Videotape testimony of Sesha S., who was born in Łódź, Poland in 1922. She recalls her prewar family life; antisemitism in Poland; and the forced repatriation of a German relative to Łódź. She describes the family's move to the Łódź ghetto in 1939; ghetto conditions; the deaths of her parents; and her transport in 1944 to Auschwitz with her younger sister, with whom she survived the war. She tells of the camp's conditions; the prisoners' obsession with food; and prisoner dehumanization. Mrs. S. relates her and her sister's transport in a cattle car to the labor camp of Christianstadt; conditions and experiences there, where they were aided by a sympathetic German; and the death march to Bergen-Belsen.
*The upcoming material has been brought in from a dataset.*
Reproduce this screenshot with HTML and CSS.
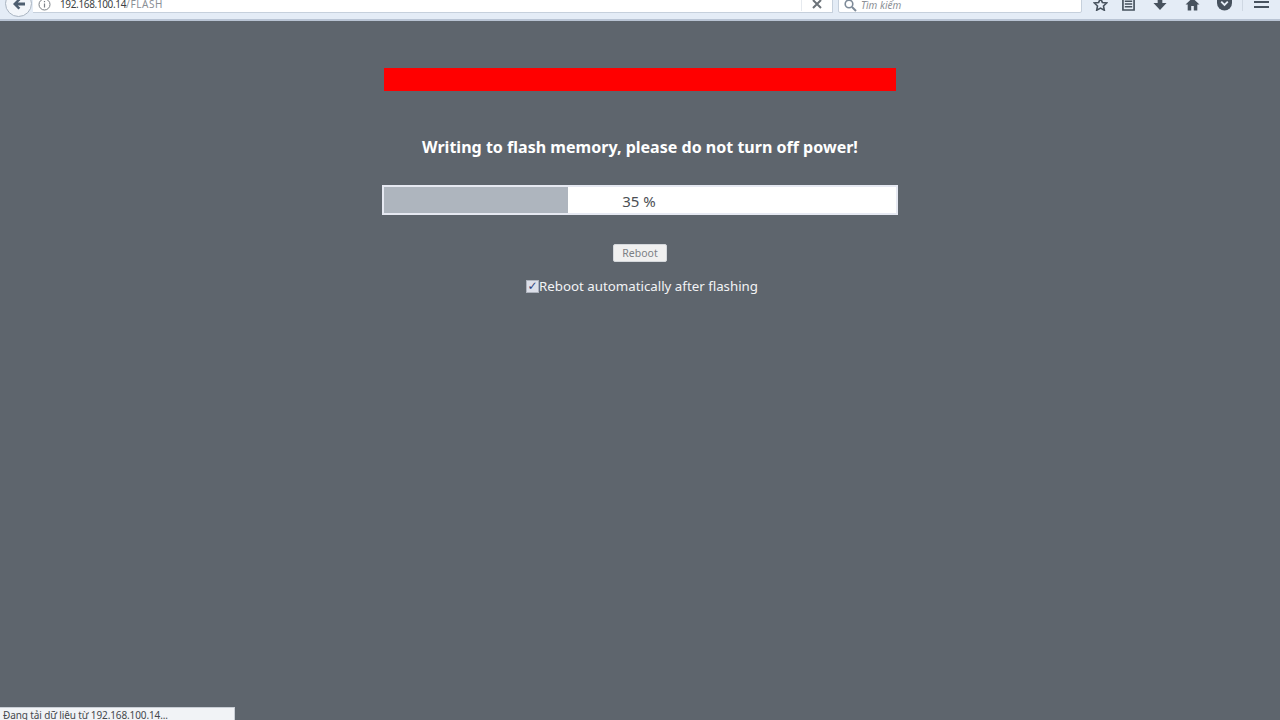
FILE: index.html
```html
<!DOCTYPE html>
<html lang="en">
<head>
    <meta charset="UTF-8">
    <title>FLASH</title>
    <link rel="stylesheet" href="styles.css">
</head>
<body>
    <header class="toolbar">
        <div class="back-btn">
            <svg width="14" height="12" viewBox="0 0 14 12"><path d="M6.500 0.500L1 6l5.500 5.500 1.800-1.800L5.800 7.500H13v-3H5.800l2.500-2.200z" fill="#4f5f70"/></svg>
        </div>
        <div class="url-bar">
            <svg class="info-icon" width="13" height="13" viewBox="0 0 13 13"><circle cx="6.500" cy="6.500" r="5.500" fill="none" stroke="#7a7f86"/><path d="M6.500 5.500v4M6.500 3v1.300" stroke="#7a7f86" stroke-width="1.200"/></svg>
            <span class="url-host">192.168.100.14</span><span class="url-path">/FLASH</span>
            <div class="url-stop">
                <svg width="10" height="10" viewBox="0 0 10 10"><path d="M1 1l8 8M9 1l-8 8" stroke="#6b7278" stroke-width="2"/></svg>
            </div>
        </div>
        <div class="search-bar">
            <svg width="13" height="13" viewBox="0 0 13 13"><circle cx="5" cy="5" r="3.800" fill="none" stroke="#7d8a98" stroke-width="1.600"/><path d="M8 8l4 4" stroke="#7d8a98" stroke-width="2"/></svg>
            <span>Tìm kiếm</span>
        </div>
        <div class="tool-icons">
            <div class="tool-slot star-slot">
                <svg width="15" height="14" viewBox="0 0 16 15"><path d="M8 1.500l2 4.300 4.600.6-3.400 3.200.9 4.600L8 11.900l-4.100 2.300.9-4.600L1.400 6.400 6 5.800z" fill="none" stroke="#47525e" stroke-width="1.700"/></svg>
            </div>
            <div class="tool-slot">
                <svg width="13" height="14" viewBox="0 0 14 15"><path d="M1 1h12v13H1z" fill="#e6eef7" stroke="#47525e" stroke-width="1.800"/><path d="M3 4.500h8M3 7.500h8M3 10.500h8" stroke="#47525e" stroke-width="1.500"/></svg>
            </div>
            <div class="tool-slot">
                <svg width="14" height="14" viewBox="0 0 15 14"><path d="M5 0h5v6h4.500L7.500 13.500 0.500 6H5z" fill="#47525e"/></svg>
            </div>
            <div class="tool-slot">
                <svg width="15" height="14" viewBox="0 0 15 14"><path d="M7.500 1L0.500 7.500h2.200V13.500h3.500V9h2.600v4.500h3.500V7.500h2.200z" fill="#47525e"/></svg>
            </div>
            <div class="tool-slot">
                <svg width="15" height="14" viewBox="0 0 16 14"><path d="M1 0h14a1 1 0 0 1 1 1v5a8 8 0 0 1-16 0V1a1 1 0 0 1 1-1z" fill="#47525e"/><path d="M4.500 4.500L8 8l3.500-3.500" fill="none" stroke="#e6eef7" stroke-width="2"/></svg>
            </div>
            <div class="tool-sep"></div>
            <div class="menu-icon"><span></span><span></span></div>
        </div>
    </header>

    <main class="page">
        <div class="red-bar"></div>
        <h1>Writing to flash memory, please do not turn off power!</h1>
        <div class="progress">
            <div class="progress-fill" style="width: 36%"></div>
            <span class="progress-text">35 %</span>
        </div>
        <button class="reboot-btn">Reboot</button>
        <label class="auto-reboot"><input type="checkbox" checked>Reboot automatically after flashing</label>
    </main>

    <div class="status-popup">Đang tải dữ liệu từ 192.168.100.14...</div>
</body>
</html>
```

FILE: styles.css
```css
html, body {
    height: 100%;
}

body {
    margin: 0;
    background: #5e656d;
    color: #fff;
    font-family: "Noto Sans", "DejaVu Sans", sans-serif;
    overflow: hidden;
}

/* browser toolbar, cut off by the top of the screenshot */
.toolbar {
    height: 19px;
    display: flex;
    align-items: flex-end;
    background: #e4ecf6;
    border-bottom: 2px solid #b9c4d4;
}

.back-btn {
    width: 27px;
    height: 27px;
    margin: 0 0 2px 5px;
    flex-shrink: 0;
    display: flex;
    align-items: center;
    justify-content: center;
    background: #f3f6fa;
    border: 1px solid #a9b4c1;
    border-radius: 50%;
    box-sizing: border-box;
}

.url-bar {
    width: 800px;
    height: 30px;
    margin-bottom: 6px;
    margin-left: 1px;
    padding: 0 0 1px 5px;
    flex-shrink: 0;
    display: flex;
    align-items: flex-end;
    background: #fff;
    border: 1px solid #c6d0dc;
    border-left: none;
    box-sizing: border-box;
    font-size: 10px;
    line-height: 14px;
}

.info-icon {
    margin-right: 9px;
    flex-shrink: 0;
}

.url-host {
    color: #3c3f44;
    letter-spacing: -0.35px;
}

.url-path {
    color: #8a8f95;
    letter-spacing: 0.6px;
}

.url-stop {
    width: 30px;
    height: 14px;
    margin-left: auto;
    display: flex;
    align-items: center;
    justify-content: center;
    border-left: 1px solid #e6eaef;
}

.search-bar {
    width: 244px;
    height: 30px;
    margin: 0 0 6px 5px;
    padding: 0 0 0 5px;
    flex-shrink: 0;
    display: flex;
    align-items: flex-end;
    gap: 4px;
    background: #fff;
    border: 1px solid #c6d0dc;
    border-radius: 2px;
    box-sizing: border-box;
    color: #8b9096;
    font-size: 10px;
    font-style: italic;
    line-height: 14px;
}

.tool-icons {
    flex: 1;
    display: flex;
    align-items: center;
    margin-bottom: 8px;
    padding-left: 2px;
}

.tool-slot {
    width: 32px;
    flex-shrink: 0;
    display: flex;
    justify-content: center;
}

.star-slot {
    margin-right: -4px;
}

.tool-sep {
    width: 1px;
    height: 14px;
    margin-left: 2px;
    background: #cfd8e3;
}

.menu-icon {
    width: 15px;
    margin-left: 11px;
    display: flex;
    flex-direction: column;
    gap: 3px;
}

.menu-icon span {
    height: 2px;
    background: #47525e;
}

/* flash page */
.page {
    width: 516px;
    margin: 0 auto;
    display: flex;
    flex-direction: column;
    align-items: center;
}

.red-bar {
    width: 512px;
    height: 23px;
    margin-top: 47px;
    background: #ff0000;
}

h1 {
    margin: 45px 0 0;
    font-size: 16.05px;
    line-height: 22px;
    font-weight: 700;
    white-space: nowrap;
}

.progress {
    position: relative;
    width: 100%;
    height: 30px;
    margin-top: 27px;
    background: #fff;
    border: 2px solid #e6e9f2;
    box-sizing: border-box;
}

.progress-fill {
    height: 100%;
    background: #aeb5be;
}

.progress-text {
    position: absolute;
    inset: 0;
    padding-right: 2px;
    text-align: center;
    color: #4c4f54;
    font-size: 15px;
    line-height: 28px;
}

.reboot-btn {
    width: 54px;
    height: 18px;
    margin-top: 29px;
    padding: 0;
    background: #f0f0f0;
    border: 1px solid #d5d8dc;
    border-radius: 2px;
    color: #7b7f84;
    font-family: inherit;
    font-size: 10.5px;
}

.auto-reboot {
    margin-top: 14px;
    margin-left: 4px;
    display: flex;
    align-items: center;
    color: #f2f3f5;
    font-size: 13.3px;
    line-height: 20px;
}

.auto-reboot input {
    appearance: none;
    width: 13px;
    height: 13px;
    margin: 0;
    display: flex;
    align-items: center;
    justify-content: center;
    background: #dcdfe9;
    border: 1px solid #aeb3bd;
    box-sizing: border-box;
}

.auto-reboot input:checked::before {
    content: "✓";
    color: #2f3f7a;
    font: 700 12px/11px "DejaVu Sans", sans-serif;
}

.status-popup {
    position: absolute;
    left: 0;
    bottom: 0;
    width: 235px;
    height: 13px;
    padding-left: 3px;
    background: #f1f3f6;
    border-top: 1px solid #c9ced5;
    border-right: 1px solid #c9ced5;
    box-sizing: border-box;
    color: #44484d;
    font-size: 10px;
    letter-spacing: -0.12px;
    line-height: 14px;
    overflow: hidden;
}
```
She recounts her liberation there; her illness; and her postwar recuperation in Germany and Sweden. She notes the lasting effects of her experiences, including the premature death of her survivor husband.

Author/Creator
S., Sesha, 1922-
Published
New York, N.Y. : Video Archive for Holocaust Testimonies at Yale, 1982
Interview Date
October 31, 1982.
Locale
Poland
Łódź
Łódź (Poland)
Language
English
Copies
3 copies: 3/4 in. master; 3/4 in. dub; and 1/2 in. VHS with time coding.
Cite As
Sesha S. Holocaust Testimony (HVT-212). Fortunoff Video Archive for Holocaust Testimonies, Yale University Library.